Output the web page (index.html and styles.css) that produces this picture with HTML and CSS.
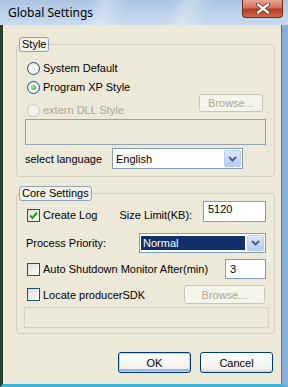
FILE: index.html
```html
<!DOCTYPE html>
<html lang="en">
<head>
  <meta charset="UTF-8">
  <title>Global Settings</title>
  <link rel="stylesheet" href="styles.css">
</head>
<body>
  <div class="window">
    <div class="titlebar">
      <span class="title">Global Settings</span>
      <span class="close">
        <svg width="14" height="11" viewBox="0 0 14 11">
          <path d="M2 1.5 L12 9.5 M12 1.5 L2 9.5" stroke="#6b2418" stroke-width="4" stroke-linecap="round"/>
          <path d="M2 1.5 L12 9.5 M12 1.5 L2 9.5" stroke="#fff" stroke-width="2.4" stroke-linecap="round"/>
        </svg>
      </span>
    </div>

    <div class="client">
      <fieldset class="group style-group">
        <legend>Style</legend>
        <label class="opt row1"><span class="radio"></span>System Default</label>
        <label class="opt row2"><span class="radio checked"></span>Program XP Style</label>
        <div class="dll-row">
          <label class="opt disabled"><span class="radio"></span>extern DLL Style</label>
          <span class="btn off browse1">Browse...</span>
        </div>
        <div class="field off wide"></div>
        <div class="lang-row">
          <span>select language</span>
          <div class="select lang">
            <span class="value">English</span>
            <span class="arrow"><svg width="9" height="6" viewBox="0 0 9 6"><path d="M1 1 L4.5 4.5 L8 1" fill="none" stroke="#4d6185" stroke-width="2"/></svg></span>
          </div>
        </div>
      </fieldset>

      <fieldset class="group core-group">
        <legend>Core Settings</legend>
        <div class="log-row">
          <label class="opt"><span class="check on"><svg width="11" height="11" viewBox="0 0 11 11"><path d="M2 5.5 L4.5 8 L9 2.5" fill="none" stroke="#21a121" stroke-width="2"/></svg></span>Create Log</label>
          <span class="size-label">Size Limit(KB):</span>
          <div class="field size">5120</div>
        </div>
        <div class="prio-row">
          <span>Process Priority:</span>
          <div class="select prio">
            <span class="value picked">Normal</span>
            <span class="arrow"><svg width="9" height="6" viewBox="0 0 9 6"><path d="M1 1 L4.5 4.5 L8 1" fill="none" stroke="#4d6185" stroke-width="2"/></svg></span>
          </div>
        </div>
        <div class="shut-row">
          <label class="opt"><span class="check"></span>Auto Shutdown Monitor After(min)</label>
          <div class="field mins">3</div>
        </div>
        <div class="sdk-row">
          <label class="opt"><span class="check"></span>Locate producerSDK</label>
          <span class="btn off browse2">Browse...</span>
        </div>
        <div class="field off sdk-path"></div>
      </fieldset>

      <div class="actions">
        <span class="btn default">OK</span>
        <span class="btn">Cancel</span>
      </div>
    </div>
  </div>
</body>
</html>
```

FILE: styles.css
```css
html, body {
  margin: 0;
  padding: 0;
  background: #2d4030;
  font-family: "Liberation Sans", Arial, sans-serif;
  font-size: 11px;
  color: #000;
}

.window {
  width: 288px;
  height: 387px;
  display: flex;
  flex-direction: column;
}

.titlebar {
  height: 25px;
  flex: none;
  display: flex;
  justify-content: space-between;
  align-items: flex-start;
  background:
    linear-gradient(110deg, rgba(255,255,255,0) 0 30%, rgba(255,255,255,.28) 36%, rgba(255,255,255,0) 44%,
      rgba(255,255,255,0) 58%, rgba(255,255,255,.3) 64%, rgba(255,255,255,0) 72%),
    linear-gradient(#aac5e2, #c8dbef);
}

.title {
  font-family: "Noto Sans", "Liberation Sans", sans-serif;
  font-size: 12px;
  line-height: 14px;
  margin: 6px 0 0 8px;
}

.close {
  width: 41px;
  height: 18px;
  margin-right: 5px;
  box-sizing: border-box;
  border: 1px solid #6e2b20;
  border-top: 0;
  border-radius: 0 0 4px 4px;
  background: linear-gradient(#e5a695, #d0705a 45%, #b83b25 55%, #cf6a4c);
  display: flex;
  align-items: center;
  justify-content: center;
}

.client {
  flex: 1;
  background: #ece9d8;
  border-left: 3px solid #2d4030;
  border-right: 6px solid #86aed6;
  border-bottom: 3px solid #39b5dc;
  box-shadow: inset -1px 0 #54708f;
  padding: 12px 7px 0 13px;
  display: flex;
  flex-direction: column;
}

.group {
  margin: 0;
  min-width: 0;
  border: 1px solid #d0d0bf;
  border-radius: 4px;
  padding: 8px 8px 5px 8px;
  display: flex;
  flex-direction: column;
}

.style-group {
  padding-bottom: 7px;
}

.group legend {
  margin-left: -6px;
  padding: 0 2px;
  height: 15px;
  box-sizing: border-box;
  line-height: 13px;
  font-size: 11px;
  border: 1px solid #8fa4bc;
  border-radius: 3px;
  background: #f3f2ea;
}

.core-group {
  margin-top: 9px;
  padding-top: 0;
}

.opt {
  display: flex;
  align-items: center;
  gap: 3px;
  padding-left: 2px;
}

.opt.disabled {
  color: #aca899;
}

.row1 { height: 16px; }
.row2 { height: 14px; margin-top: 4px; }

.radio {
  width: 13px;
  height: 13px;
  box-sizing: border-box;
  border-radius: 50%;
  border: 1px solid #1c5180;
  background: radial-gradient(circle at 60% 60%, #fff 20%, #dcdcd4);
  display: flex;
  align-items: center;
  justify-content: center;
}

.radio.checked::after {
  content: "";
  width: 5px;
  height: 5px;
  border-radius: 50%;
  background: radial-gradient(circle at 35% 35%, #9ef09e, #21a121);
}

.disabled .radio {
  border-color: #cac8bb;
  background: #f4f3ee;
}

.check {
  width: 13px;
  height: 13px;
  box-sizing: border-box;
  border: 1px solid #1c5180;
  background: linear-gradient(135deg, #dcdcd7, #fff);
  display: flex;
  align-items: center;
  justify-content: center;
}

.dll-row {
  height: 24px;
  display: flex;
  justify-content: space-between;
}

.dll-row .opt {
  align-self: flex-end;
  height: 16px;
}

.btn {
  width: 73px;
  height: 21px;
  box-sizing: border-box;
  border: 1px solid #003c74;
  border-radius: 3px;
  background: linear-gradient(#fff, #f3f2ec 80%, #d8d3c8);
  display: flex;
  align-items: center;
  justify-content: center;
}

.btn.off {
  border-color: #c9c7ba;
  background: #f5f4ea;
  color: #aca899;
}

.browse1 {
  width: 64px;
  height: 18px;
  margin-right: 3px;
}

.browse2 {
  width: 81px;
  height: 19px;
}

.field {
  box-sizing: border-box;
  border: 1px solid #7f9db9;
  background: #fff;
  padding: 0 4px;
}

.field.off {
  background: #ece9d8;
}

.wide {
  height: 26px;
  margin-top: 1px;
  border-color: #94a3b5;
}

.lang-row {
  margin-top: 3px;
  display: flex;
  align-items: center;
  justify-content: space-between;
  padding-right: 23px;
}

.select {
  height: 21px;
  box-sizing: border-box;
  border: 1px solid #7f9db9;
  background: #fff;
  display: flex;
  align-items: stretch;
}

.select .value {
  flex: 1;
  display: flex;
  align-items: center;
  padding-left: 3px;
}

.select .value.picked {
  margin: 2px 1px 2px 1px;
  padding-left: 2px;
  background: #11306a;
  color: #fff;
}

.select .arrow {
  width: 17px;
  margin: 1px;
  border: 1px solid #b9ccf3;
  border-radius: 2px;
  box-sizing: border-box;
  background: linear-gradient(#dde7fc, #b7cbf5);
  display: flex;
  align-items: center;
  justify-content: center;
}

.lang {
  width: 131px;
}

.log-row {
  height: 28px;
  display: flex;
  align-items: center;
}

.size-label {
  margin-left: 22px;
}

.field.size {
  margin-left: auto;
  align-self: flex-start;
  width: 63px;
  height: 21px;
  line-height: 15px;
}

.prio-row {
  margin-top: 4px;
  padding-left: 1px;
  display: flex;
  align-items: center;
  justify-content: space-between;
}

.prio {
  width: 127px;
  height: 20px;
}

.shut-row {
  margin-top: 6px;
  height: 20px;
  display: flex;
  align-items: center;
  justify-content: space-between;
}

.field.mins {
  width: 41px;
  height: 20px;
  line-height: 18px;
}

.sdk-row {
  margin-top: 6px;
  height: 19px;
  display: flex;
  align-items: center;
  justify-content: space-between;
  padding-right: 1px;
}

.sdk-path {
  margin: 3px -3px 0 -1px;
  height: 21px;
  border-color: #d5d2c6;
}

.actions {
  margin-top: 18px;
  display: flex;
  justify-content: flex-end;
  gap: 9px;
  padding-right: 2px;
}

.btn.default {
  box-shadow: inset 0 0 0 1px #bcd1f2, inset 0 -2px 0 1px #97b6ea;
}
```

INSTRUCTION = Pull out and copy each line containing the string "index".

RESULT BELOW =
Output the web page (index.html and styles.css) that produces this picture with HTML and CSS.
FILE: index.html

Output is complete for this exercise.